Discussion From different studies on the history of advertising it is found that Sex has been employed in attracting consumers since the beginning of advertising. At the beginning, wood carvings and illustrations of attractive women (often unclothed from the waist up) adorned posters, signs, and ads for saloons, tonics, and tobacco. In several notable cases, sex in advertising has been claimed as the reason for increased consumer interest and sales. Even more at present context, sex appeal in advertising builds up the argument that people are curious about sexuality. This credence in marketing opines that sexuality sells products.
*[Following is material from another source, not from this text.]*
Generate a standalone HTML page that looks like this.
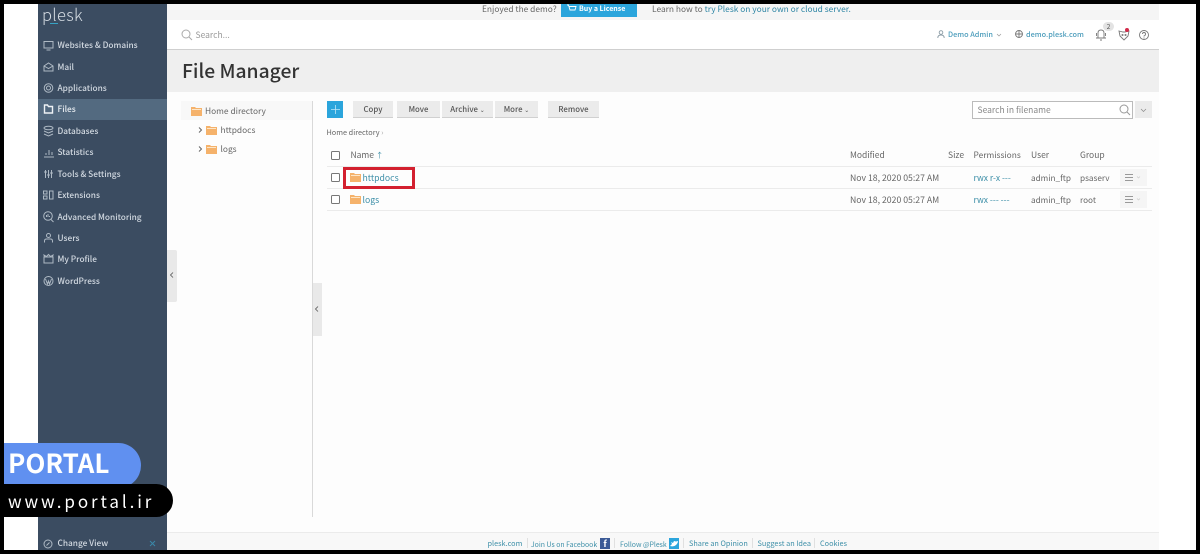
<!DOCTYPE html>
<html><head><meta charset="utf-8"><title>File Manager</title>
<style>
html,body{margin:0;padding:0;background:#000;width:1200px;height:554px;overflow:hidden}
body{font-family:"Noto Sans CJK JP","Liberation Sans",sans-serif;position:relative}
div,span,svg{position:absolute}
span.i{position:static}
#p{left:4px;top:4px;width:1192px;height:546px;background:#fff;overflow:hidden}
#w{left:-4px;top:-4px;width:1200px;height:554px;filter:blur(.3px)}
.t{white-space:nowrap;line-height:14px;font-size:8.500px;color:#555}
.n{left:57.500px;color:#d3dae2;font-size:8.300px;font-weight:500}
.b{top:101px;height:16px;background:#ebebeb;border-bottom:1px solid #d0d0d0;color:#555;font-size:7.800px;font-weight:500;text-align:center;line-height:18px;white-space:nowrap}
.l{left:327px;width:825px;height:1px;background:#ebebeb}
.c{left:331px;width:7px;height:7px;border:1px solid #777;border-radius:1.500px;background:#fff}
.a{color:#3d8fa8}
.g{color:#666}
.ft{font-size:7.300px;top:537px;color:#3d8fa8}
svg{overflow:visible;fill:none}
.ic{stroke:#aeb9c4;stroke-width:1}
</style></head><body>
<div id="p"><div id="w">
<!-- main backgrounds -->
<div style="left:167px;top:4px;width:992px;height:16px;background:#f5f5f5"></div>
<div style="left:167px;top:20px;width:992px;height:29px;background:#fff"></div>
<div style="left:167px;top:49px;width:992px;height:1px;background:#cfcfcf"></div>
<div style="left:167px;top:50px;width:992px;height:42px;background:#efefef"></div>
<div style="left:167px;top:92px;width:992px;height:440px;background:#fdfdfd"></div>
<div style="left:167px;top:532px;width:992px;height:18px;background:#f8f8f8;border-top:1px solid #ebebeb;box-sizing:border-box"></div>

<!-- sidebar -->
<div style="left:38px;top:4px;width:129px;height:546px;background:#3b4c61"></div>
<div style="left:38px;top:99px;width:129px;height:21px;background:#536a80"></div>
<div class="t" style="left:42px;top:3px;font-size:16.500px;line-height:22px;color:#d5dce3;font-weight:300;letter-spacing:.02em">plesk</div>
<div style="left:50px;top:23px;width:8px;height:1px;background:#37a3c4"></div>

<div class="t n" style="top:38px">Websites &amp; Domains</div>
<div class="t n" style="top:60px">Mail</div>
<div class="t n" style="top:81px">Applications</div>
<div class="t n" style="top:102px;color:#e8edf1">Files</div>
<div class="t n" style="top:124px">Databases</div>
<div class="t n" style="top:145px">Statistics</div>
<div class="t n" style="top:167px">Tools &amp; Settings</div>
<div class="t n" style="top:188px">Extensions</div>
<div class="t n" style="top:210px">Advanced Monitoring</div>
<div class="t n" style="top:231px">Users</div>
<div class="t n" style="top:252px">My Profile</div>
<div class="t n" style="top:274px">WordPress</div>
<div class="t n" style="top:536px">Change View</div>

<svg width="1200" height="554" style="left:0;top:0" class="ic">
<path d="M44 41.500h9v6.500h-9zM46.500 50h4"/>
<path d="M44 66l4.500-3 4.500 3v5h-9zM44 66l4.500 2.500L53 66"/>
<circle cx="48.500" cy="88" r="2"/><circle cx="48.500" cy="88" r="4.300"/>
<path d="M44.500 105h3l1 1.500h4v6.500h-8z" stroke="#eef2f5" stroke-width="1.400"/>
<ellipse cx="48.500" cy="128" rx="4.500" ry="1.800"/><path d="M44 131l4.500 2 4.500-2M44 134l4.500 2 4.500-2"/>
<path d="M44 157h10M46 155v-2M49 155v-5M52 155v-3"/>
<path d="M45.500 170v8M48.500 170v8M51.500 170v8M44 172h3M47 175h3M50 173h3"/>
<path d="M43.500 191h3.500v3h-3.500zM43.500 196h3.500v3h-3.500zM49.500 191h3.500v8h-3.500z" />
<circle cx="48" cy="216" r="4.300"/><path d="M51 219.500l2.500 2.500M46.500 217v-2M48 217v-3M49.500 217v-1"/>
<circle cx="48.500" cy="235.500" r="2"/><path d="M44.500 242.500v-1.500q0-2 2-2h4q2 0 2 2v1.500"/>
<path d="M44 257h9v6h-9zM44.500 257l-.5-2 2.500 1.500 2-2 2 2 2.500-1.500-.5 2"/>
<circle cx="48.500" cy="281" r="4.500"/><path d="M45.500 279l2 5 1-3 1 3 2-5"/>
<circle cx="48" cy="544" r="4" /><path d="M46.500 545.500l3-3"/>
<path d="M150 541l5 5M155 541l-5 5" stroke="#3a87a8"/>
</svg>

<!-- top banner -->
<div class="t g" style="left:482px;top:1.500px;font-size:8.400px">Enjoyed the demo?</div>
<div style="left:561px;top:0;width:76px;height:17px;background:#2ba5dc"></div>
<div class="t" style="left:579px;top:1.500px;font-size:7px;font-weight:700;color:#fff">Buy a License</div>
<svg width="10" height="10" style="left:567px;top:4px" stroke="#fff" stroke-width=".9"><path d="M0 1h1.500l1.500 5h5l1-3.500H2"/></svg>
<div class="t g" style="left:652px;top:1.500px;font-size:8.400px">Learn how to <span class="i a" style="color:#2f86a5">try Plesk on your own or cloud server.</span></div>

<!-- search bar -->
<svg width="12" height="12" style="left:181px;top:29px" stroke="#aaa"><circle cx="5" cy="5" r="4"/><path d="M8 8l3 3"/></svg>
<div class="t" style="left:195.500px;top:27.500px;color:#999;font-size:8.500px">Search...</div>
<svg width="9" height="9" style="left:937px;top:30px" stroke="#8a9ba5" stroke-width=".9"><circle cx="4" cy="2.500" r="1.800"/><path d="M.8 8q0-3 3.200-3t3.200 3"/></svg>
<div class="t a" style="left:948px;top:27.500px;font-size:7.300px;color:#4b9cbb;font-weight:500">Demo Admin</div>
<svg width="5" height="3" style="left:997px;top:34px" stroke="#999" stroke-width=".7"><path d="M0 0l2 2 2-2"/></svg>
<svg width="9" height="9" style="left:1015px;top:30px" stroke="#777" stroke-width=".9"><circle cx="4" cy="4" r="3.500"/><path d="M.5 4h7M4 .5v7"/></svg>
<div class="t a" style="left:1026px;top:27.500px;font-size:7.300px;color:#4b9cbb;font-weight:500">demo.plesk.com</div>
<div style="left:1103px;top:22px;width:11px;height:9px;border-radius:5px;background:#e3e3e3;color:#555;font-size:6.500px;line-height:9px;text-align:center">2</div>
<svg width="12" height="12" style="left:1095px;top:29px" stroke="#777" stroke-width=".9"><path d="M3 9V4q0-3 3-3t3 3v5zM1 9h10M1.500 4v3M10.500 4v3M5 11h2"/></svg>
<svg width="12" height="12" style="left:1118px;top:29px" stroke="#777" stroke-width=".9"><path d="M1 2l4 1h2l4-1-1 5-4 4-4-4z"/><circle cx="4.500" cy="6" r=".6"/><circle cx="7.500" cy="6" r=".6"/></svg>
<div style="left:1125px;top:28px;width:4px;height:4px;border-radius:2px;background:#d22b4a"></div>
<svg width="11" height="11" style="left:1139px;top:30px" stroke="#777" stroke-width=".9"><circle cx="5" cy="5" r="4.500"/><path d="M3.500 4q0-1.500 1.500-1.500T6.500 4 5 6v.5M5 7.500v1"/></svg>

<!-- title -->
<div class="t" style="left:182px;top:57px;font-size:19.300px;line-height:26px;color:#333;font-weight:500">File Manager</div>

<!-- tree -->
<div style="left:181px;top:101px;width:131px;height:19px;background:#f8f8f8"></div>
<div style="left:312px;top:101px;width:1px;height:416px;background:#d9d9d9"></div>
<svg width="12" height="10" style="left:190.500px;top:106px"><path d="M0 1h4l1 1h6v8H0z" fill="#f5b26b"/><path d="M1 3h9v1H1z" fill="#fde6c8"/></svg>
<div class="t g" style="left:205px;top:104px;font-size:8.400px">Home directory</div>
<svg width="5" height="7" style="left:198px;top:127px" stroke="#666"><path d="M1 .5l2.500 2.500L1 5.500"/></svg>
<svg width="12" height="10" style="left:206px;top:125px"><path d="M0 1h4l1 1h6v8H0z" fill="#f5b26b"/><path d="M1 3h9v1H1z" fill="#fde6c8"/></svg>
<div class="t g" style="left:220.500px;top:123px;font-size:8.400px">httpdocs</div>
<svg width="5" height="7" style="left:198px;top:146px" stroke="#666"><path d="M1 .5l2.500 2.500L1 5.500"/></svg>
<svg width="12" height="10" style="left:206px;top:144px"><path d="M0 1h4l1 1h6v8H0z" fill="#f5b26b"/><path d="M1 3h9v1H1z" fill="#fde6c8"/></svg>
<div class="t g" style="left:220.500px;top:142px;font-size:8.400px">logs</div>

<!-- collapse handles -->
<div style="left:167px;top:250px;width:10px;height:52px;background:#e9e9e9;border-radius:0 2px 2px 0"></div>
<svg width="5" height="7" style="left:169.500px;top:272px" stroke="#555" stroke-width=".8"><path d="M3 .5l-2.500 2.500L3 5.500"/></svg>
<div style="left:313px;top:283px;width:9px;height:53px;background:#e9e9e9"></div>
<svg width="5" height="7" style="left:315px;top:306px" stroke="#555" stroke-width=".8"><path d="M3 .5l-2.500 2.500L3 5.500"/></svg>

<!-- toolbar -->
<div style="left:327px;top:101px;width:16px;height:17px;background:#2ba5dc"></div>
<svg width="9" height="9" style="left:331px;top:105px" stroke="#bfe6f7" stroke-width=".8"><path d="M4.500 0v9M0 4.500h9"/></svg>
<div class="b" style="left:353px;width:40px">Copy</div>
<div class="b" style="left:397px;width:43px">Move</div>
<div class="b" style="left:442px;width:51px">Archive <span class="i" style="font-size:6px">⌄</span></div>
<div class="b" style="left:495px;width:43px">More <span class="i" style="font-size:6px">⌄</span></div>
<div class="b" style="left:548px;width:51px">Remove</div>

<div style="left:972px;top:101px;width:159px;height:16px;background:#fff;border:1px solid #bbb"></div>
<div class="t" style="left:977.500px;top:103px;color:#888">Search in filename</div>
<svg width="12" height="12" style="left:1119px;top:104px" stroke="#999"><circle cx="5" cy="5" r="4"/><path d="M8 8l3 3"/></svg>
<div style="left:1135px;top:101px;width:17px;height:17px;background:#ebebeb"></div>
<svg width="5" height="3" style="left:1141px;top:109px" stroke="#888" stroke-width=".7"><path d="M0 0l2.500 2.500L5 0"/></svg>

<div class="t" style="left:326.500px;top:125.500px;font-size:7.300px;color:#666">Home directory <span class="i" style="color:#aaa">›</span></div>

<!-- table -->
<div class="l" style="top:166px"></div>
<div class="l" style="top:188px"></div>
<div class="l" style="top:210px"></div>
<div class="c" style="top:151px"></div>
<div class="c" style="top:173px"></div>
<div class="c" style="top:195px"></div>

<div class="t g" style="left:350.500px;top:148px">Name <span class="i a" style="font-size:7.500px">↑</span></div>
<div class="t g" style="left:850px;top:148px">Modified</div>
<div class="t g" style="left:948px;top:148px">Size</div>
<div class="t g" style="left:973.500px;top:148px;font-size:8.400px">Permissions</div>
<div class="t g" style="left:1031px;top:148px">User</div>
<div class="t g" style="left:1080px;top:148px">Group</div>

<svg width="12" height="10" style="left:350px;top:172px"><path d="M0 1h4l1 1h6v8H0z" fill="#f5b26b"/><path d="M1 3h9v1H1z" fill="#fde6c8"/></svg>
<div class="t a" style="left:362.500px;top:171px;font-size:8.700px">httpdocs</div>
<svg width="12" height="10" style="left:350px;top:194px"><path d="M0 1h4l1 1h6v8H0z" fill="#f5b26b"/><path d="M1 3h9v1H1z" fill="#fde6c8"/></svg>
<div class="t a" style="left:362.500px;top:193px;font-size:8.700px">logs</div>

<div class="t g" style="left:850px;top:171px;font-size:8.700px">Nov 18, 2020 05:27 AM</div>
<div class="t g" style="left:850px;top:193px;font-size:8.700px">Nov 18, 2020 05:27 AM</div>
<div class="t a" style="left:973.500px;top:171px">rwx r-x ---</div>
<div class="t a" style="left:973.500px;top:193px">rwx --- ---</div>
<div class="t g" style="left:1031px;top:171px;font-size:8.200px">admin_ftp</div>
<div class="t g" style="left:1031px;top:193px;font-size:8.200px">admin_ftp</div>
<div class="t g" style="left:1080px;top:171px;font-size:8.200px">psaserv</div>
<div class="t g" style="left:1080px;top:193px;font-size:8.200px">root</div>

<div style="left:1120px;top:169px;width:27px;height:17px;background:#f5f5f5"></div>
<div style="left:1120px;top:191px;width:27px;height:17px;background:#f5f5f5"></div>
<svg width="20" height="50" style="left:1125px;top:174px" stroke="#999"><path d="M0 .5h8M0 3.500h8M0 6.500h8M0 22.500h8M0 25.500h8M0 28.500h8"/><path d="M12 2.500l1.500 1.500L15 2.500M12 24.500l1.500 1.500 1.500-1.500" stroke="#ccc" stroke-width=".7"/></svg>

<!-- red highlight -->
<div style="left:343px;top:167px;width:66px;height:16px;border:3px solid #d3202f"></div>

<!-- footer -->
<div class="t ft" style="left:487.500px">plesk.com</div>
<div style="left:527px;top:538px;width:1px;height:10px;background:#e0e0e0"></div>
<div class="t ft" style="left:531px;font-size:6.900px">Join Us on Facebook</div>
<div style="left:600px;top:538px;width:10px;height:11px;background:#3b5a96;color:#fff;font-size:9px;font-weight:700;line-height:12px;text-align:center">f</div>
<div style="left:614px;top:538px;width:1px;height:10px;background:#e0e0e0"></div>
<div class="t ft" style="left:620px;font-size:6.900px">Follow @Plesk</div>
<div style="left:669px;top:538px;width:10px;height:11px;background:#2ba5dc"></div>
<svg width="8" height="6" style="left:670px;top:540.500px"><path d="M0 5q4 1 6-1t2-4l-2 .5L4 0 3 2 1 1l1 2z" fill="#fff"/></svg>
<div style="left:683px;top:538px;width:1px;height:10px;background:#e0e0e0"></div>
<div class="t ft" style="left:689px">Share an Opinion</div>
<div style="left:752px;top:538px;width:1px;height:10px;background:#e0e0e0"></div>
<div class="t ft" style="left:757.500px">Suggest an Idea</div>
<div style="left:814px;top:538px;width:1px;height:10px;background:#e0e0e0"></div>
<div class="t ft" style="left:820px">Cookies</div>
</div></div>

<!-- watermark -->
<div style="left:4px;top:443px;width:137px;height:45px;background:#6090f0;border-radius:0 24px 24px 0"></div>
<div class="t" style="left:8px;top:446px;font-size:26px;line-height:34px;font-weight:700;color:#fff">PORTAL</div>
<div style="left:0;top:484px;width:173px;height:33px;background:#000;border-radius:0 17px 17px 0"></div>
<div class="t" style="left:8px;top:491px;font-size:17px;line-height:20px;color:#fff;letter-spacing:.17em">www.portal.ir</div>
</body></html>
Rebecca Howard in her article “Sex in Advertising: Does it sell? (Howard)” draws different opinions of writers that the sensuality and imagery portrayed through the ad should be relevant to the message it carries as well as the nature of the product. According to Donna Rouner, a Colorado State University associate professor of Journalism and Technical Communication, the success of advertising that uses sexual imagery often depends on the product being sold. “Research has shown that people are pretty turned off by sex in ads if neither the product nor the lifestyle (being portrayed) is relevant to nudity or sex,” Rouner says. Where sex works for people generally is when the product itself has to do with sex or intimacy or nudity” (Rouner). Sex sells. These days advertising and sex have been tied together to large extent. The use of sexually suggestive images to sell just about everything really emphasizes the point that sex is a merchandisers’ best friend (laimisk, 2010). In different newspaper, television as well as websites we find many advertisement of such kinds. For instances let’s go through some advertisements taken randomly from different sources: 1.
LavAzza Italian coffee ad: Spicy. Hot. And not half as likely to cause the kind of reaction that the ad above might receive. Pretty interesting to consider when one gets down to it. What about this ad for an Italian coffee company? It makes everyone think of sex, doesn’t it? 2. Spic and Spank – A company in Germany sells their household appliances, including vacuums, using images of women in fishnets and men tied up. The ad is more successful in attracting people’s attention. However, it doesn’t effectively connect the message with the product.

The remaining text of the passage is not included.